Scan the material and copy every line in which "Write" appears.

— begin —

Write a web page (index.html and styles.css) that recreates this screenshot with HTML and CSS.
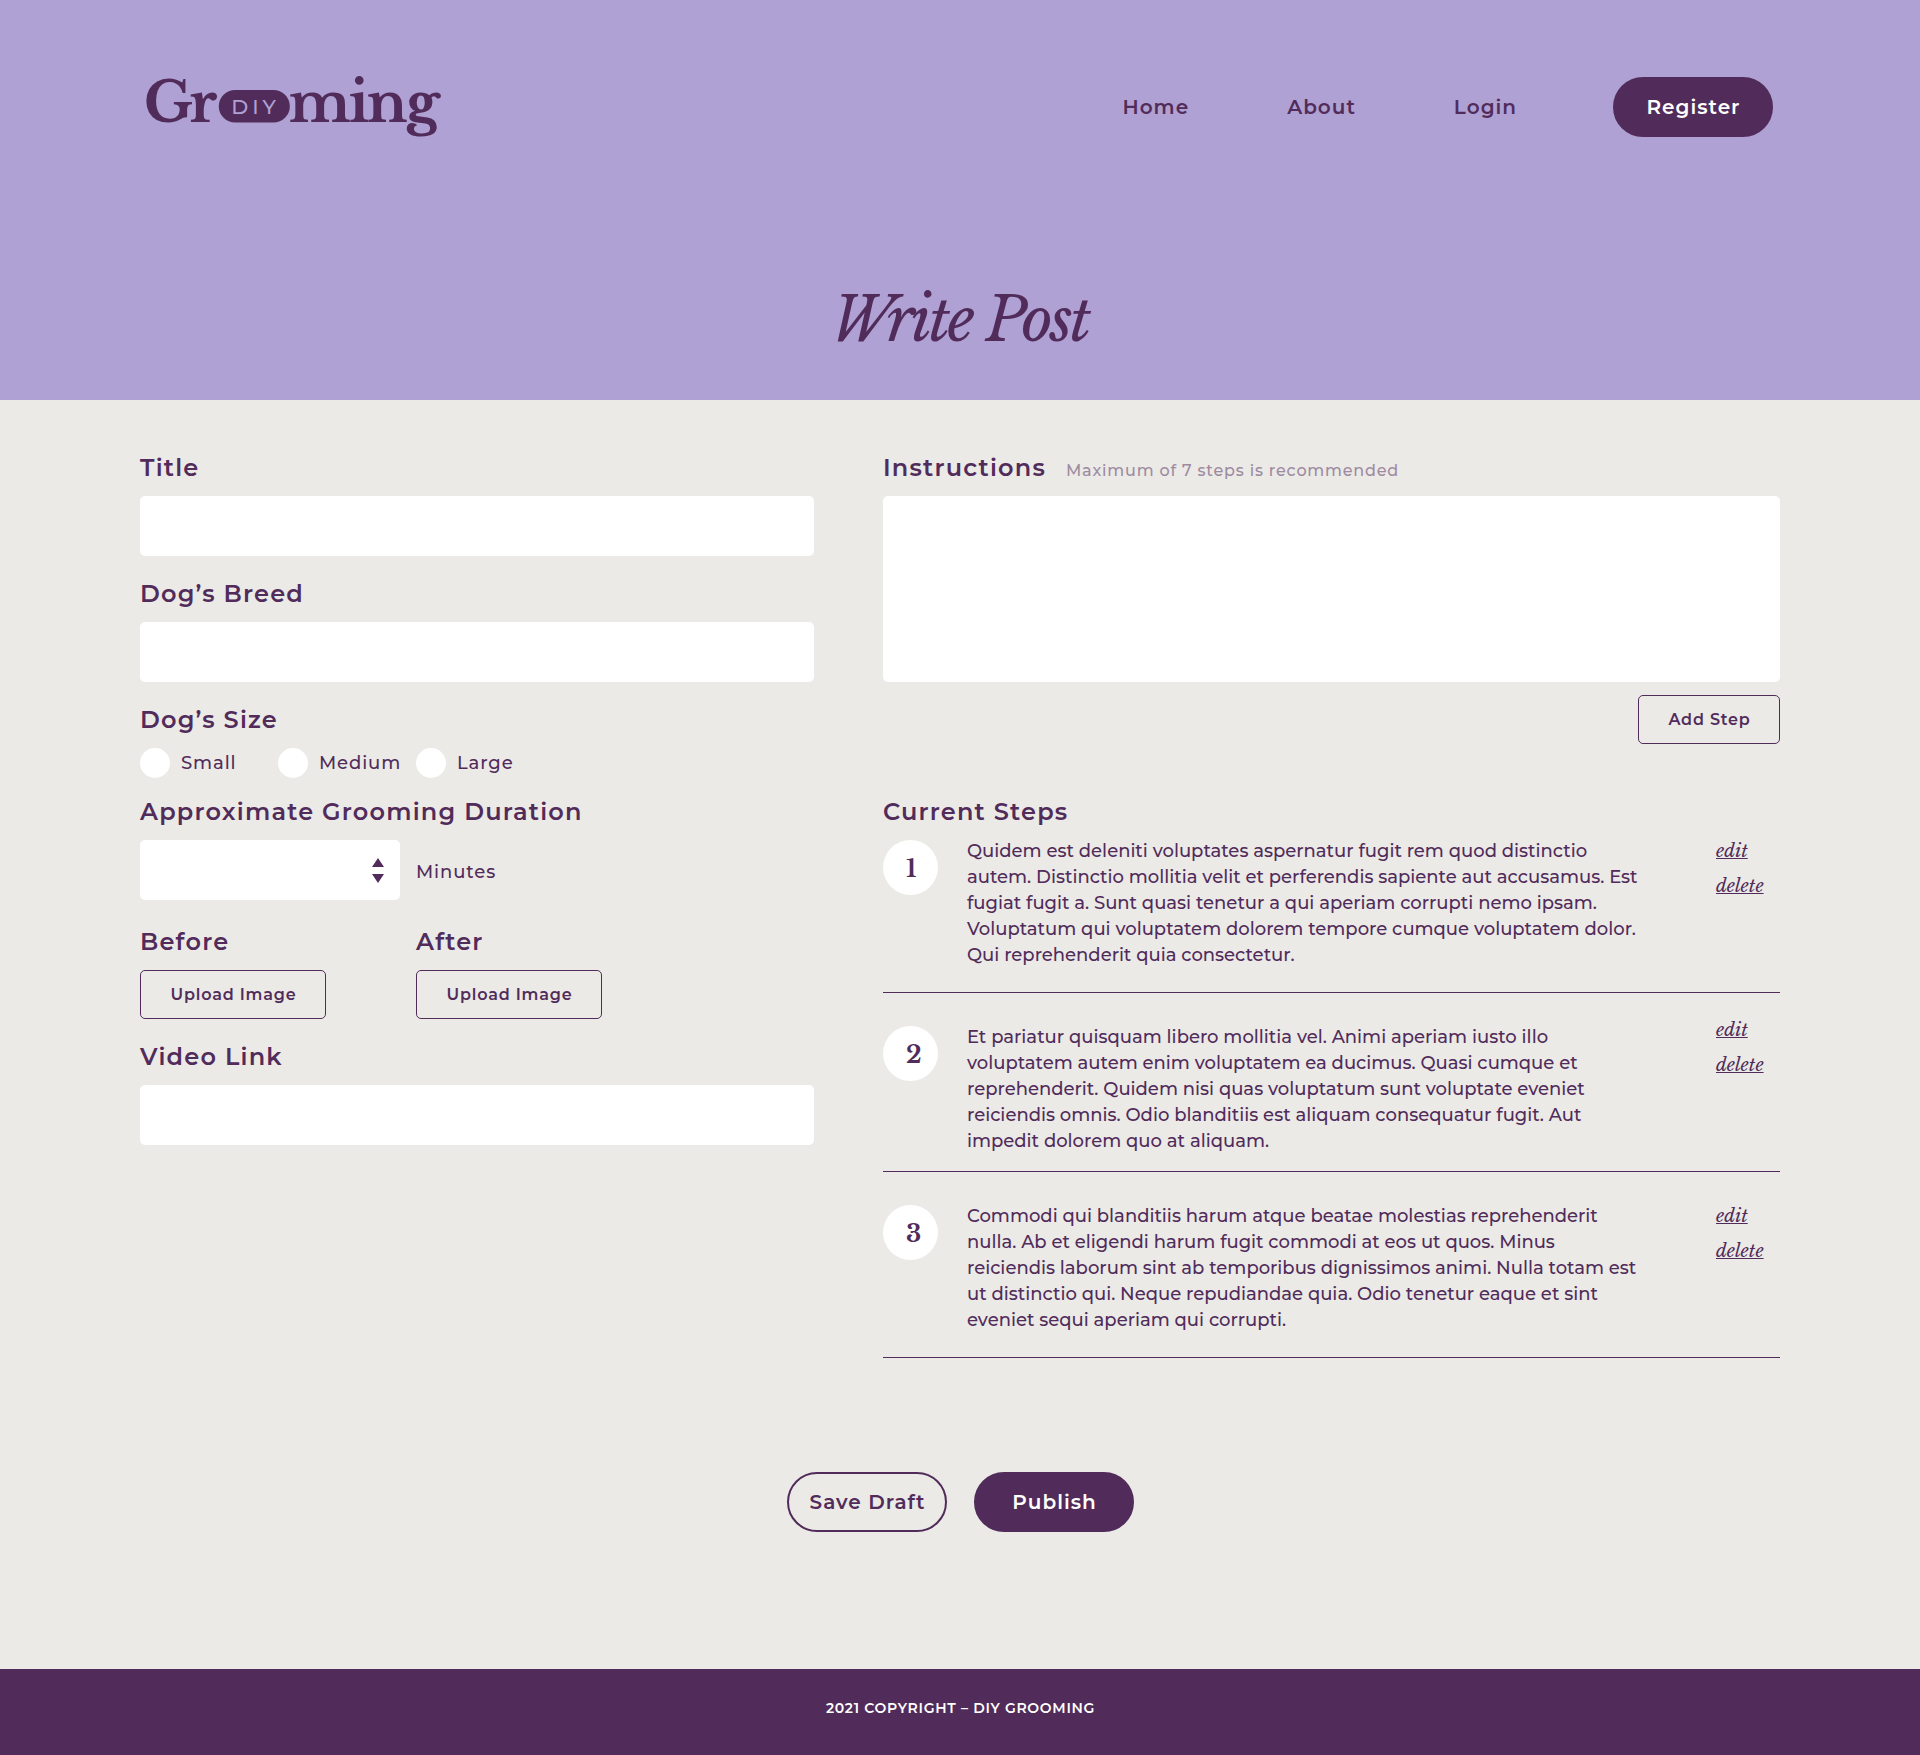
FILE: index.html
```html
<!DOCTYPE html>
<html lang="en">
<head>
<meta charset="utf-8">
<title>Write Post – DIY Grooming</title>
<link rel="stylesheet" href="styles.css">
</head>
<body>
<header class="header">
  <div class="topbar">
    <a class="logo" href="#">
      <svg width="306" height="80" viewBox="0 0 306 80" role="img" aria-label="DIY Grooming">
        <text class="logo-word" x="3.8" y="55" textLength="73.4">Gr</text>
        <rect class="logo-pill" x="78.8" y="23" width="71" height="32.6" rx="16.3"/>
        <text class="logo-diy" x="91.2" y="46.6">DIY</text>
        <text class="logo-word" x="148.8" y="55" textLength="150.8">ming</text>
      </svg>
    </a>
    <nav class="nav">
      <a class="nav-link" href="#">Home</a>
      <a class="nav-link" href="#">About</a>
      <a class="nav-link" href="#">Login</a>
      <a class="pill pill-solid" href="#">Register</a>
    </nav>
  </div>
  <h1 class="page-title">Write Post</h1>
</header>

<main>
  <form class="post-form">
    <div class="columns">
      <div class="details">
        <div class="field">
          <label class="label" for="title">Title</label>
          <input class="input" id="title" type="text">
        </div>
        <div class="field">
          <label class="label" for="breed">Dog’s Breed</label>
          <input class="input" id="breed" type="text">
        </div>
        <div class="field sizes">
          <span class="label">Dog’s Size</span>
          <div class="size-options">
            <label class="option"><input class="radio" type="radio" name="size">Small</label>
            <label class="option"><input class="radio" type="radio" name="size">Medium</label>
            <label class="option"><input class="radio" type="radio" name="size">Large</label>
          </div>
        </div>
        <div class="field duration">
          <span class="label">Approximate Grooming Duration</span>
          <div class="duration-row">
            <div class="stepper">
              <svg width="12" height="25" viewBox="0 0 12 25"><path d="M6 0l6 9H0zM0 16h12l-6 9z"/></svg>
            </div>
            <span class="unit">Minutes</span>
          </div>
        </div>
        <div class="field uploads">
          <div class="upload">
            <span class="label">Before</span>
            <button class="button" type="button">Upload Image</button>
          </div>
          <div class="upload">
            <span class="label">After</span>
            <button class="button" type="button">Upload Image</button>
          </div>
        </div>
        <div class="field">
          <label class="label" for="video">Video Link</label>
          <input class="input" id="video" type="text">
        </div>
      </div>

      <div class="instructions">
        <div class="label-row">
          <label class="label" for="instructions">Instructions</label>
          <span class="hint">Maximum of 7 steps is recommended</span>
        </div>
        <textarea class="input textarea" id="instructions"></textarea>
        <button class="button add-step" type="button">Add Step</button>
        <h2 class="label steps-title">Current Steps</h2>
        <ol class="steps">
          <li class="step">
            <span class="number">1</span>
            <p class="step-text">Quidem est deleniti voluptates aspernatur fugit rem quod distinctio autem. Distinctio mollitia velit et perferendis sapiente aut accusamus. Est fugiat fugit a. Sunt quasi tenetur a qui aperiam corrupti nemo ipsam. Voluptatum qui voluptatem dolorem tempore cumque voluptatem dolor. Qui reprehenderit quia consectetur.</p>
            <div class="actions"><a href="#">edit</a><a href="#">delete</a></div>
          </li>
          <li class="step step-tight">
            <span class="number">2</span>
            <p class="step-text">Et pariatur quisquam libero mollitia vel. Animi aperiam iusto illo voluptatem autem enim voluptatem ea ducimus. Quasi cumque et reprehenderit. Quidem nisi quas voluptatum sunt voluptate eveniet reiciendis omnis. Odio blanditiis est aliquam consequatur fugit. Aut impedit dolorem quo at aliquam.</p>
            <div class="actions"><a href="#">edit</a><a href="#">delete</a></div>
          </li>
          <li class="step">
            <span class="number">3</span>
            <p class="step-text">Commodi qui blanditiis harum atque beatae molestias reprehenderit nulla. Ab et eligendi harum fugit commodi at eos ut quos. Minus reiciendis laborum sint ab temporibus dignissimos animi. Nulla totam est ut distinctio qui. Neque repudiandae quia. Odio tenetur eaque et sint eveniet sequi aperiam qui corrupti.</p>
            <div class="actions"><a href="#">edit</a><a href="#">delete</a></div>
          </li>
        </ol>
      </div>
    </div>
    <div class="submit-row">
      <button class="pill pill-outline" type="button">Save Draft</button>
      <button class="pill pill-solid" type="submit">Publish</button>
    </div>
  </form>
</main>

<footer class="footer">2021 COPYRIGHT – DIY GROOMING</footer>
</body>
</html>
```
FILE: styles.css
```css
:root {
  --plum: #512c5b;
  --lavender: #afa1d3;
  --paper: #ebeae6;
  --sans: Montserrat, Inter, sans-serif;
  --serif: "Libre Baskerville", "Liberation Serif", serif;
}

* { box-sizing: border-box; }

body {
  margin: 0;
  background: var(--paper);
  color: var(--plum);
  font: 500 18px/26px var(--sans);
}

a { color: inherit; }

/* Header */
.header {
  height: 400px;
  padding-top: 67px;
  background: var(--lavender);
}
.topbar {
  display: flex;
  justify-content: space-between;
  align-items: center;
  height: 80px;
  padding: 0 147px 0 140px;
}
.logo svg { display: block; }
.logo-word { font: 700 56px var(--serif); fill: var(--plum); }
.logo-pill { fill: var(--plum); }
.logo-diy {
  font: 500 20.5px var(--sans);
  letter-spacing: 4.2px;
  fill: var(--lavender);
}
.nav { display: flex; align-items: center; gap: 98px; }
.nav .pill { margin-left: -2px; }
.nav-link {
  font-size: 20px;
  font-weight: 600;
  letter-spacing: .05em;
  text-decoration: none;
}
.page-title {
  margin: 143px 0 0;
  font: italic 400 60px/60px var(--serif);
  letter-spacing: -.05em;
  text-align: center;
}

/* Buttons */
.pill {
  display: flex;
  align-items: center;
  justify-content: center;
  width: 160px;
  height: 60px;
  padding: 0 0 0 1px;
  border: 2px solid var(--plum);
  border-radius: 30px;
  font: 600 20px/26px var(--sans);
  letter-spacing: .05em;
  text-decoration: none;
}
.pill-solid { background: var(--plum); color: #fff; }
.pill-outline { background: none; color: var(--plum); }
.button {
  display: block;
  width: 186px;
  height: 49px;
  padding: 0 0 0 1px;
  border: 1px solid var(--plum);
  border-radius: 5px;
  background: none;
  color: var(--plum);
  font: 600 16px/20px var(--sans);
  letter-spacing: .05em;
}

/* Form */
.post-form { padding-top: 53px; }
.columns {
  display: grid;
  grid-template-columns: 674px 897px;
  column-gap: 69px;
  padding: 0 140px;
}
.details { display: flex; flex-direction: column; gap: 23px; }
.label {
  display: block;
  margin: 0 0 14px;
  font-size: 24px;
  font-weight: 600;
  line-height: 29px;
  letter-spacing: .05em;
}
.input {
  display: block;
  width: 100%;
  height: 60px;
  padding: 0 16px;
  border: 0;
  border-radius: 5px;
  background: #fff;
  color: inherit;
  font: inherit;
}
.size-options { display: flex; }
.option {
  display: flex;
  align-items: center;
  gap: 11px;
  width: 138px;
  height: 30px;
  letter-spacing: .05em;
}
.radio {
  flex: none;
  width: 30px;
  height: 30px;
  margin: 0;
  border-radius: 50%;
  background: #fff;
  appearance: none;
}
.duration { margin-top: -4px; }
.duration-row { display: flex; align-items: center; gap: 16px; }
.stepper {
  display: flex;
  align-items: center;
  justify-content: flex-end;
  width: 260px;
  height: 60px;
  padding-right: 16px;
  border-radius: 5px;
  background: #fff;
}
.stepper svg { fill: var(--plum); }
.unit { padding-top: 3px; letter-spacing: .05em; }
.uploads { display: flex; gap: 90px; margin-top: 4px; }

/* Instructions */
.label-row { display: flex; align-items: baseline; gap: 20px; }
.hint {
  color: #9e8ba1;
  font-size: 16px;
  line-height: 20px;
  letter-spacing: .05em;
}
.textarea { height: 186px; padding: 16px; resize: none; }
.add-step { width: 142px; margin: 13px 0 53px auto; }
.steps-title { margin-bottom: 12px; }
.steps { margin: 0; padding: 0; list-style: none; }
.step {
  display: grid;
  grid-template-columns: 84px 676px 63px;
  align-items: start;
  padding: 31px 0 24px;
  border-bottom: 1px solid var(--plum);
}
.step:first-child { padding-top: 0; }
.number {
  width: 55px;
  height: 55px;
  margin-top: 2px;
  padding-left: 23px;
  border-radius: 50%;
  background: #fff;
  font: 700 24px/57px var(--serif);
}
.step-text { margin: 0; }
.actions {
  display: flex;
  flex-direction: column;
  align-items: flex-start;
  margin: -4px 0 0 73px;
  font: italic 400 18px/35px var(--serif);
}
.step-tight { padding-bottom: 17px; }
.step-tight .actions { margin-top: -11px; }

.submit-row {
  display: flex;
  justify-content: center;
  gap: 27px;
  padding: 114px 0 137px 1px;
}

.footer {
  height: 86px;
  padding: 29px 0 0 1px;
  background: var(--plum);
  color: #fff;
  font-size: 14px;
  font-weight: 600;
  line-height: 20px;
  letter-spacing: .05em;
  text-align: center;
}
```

— end —

▸ Solution below:
Write a web page (index.html and styles.css) that recreates this screenshot with HTML and CSS.
<title>Write Post – DIY Grooming</title>
  <h1 class="page-title">Write Post</h1>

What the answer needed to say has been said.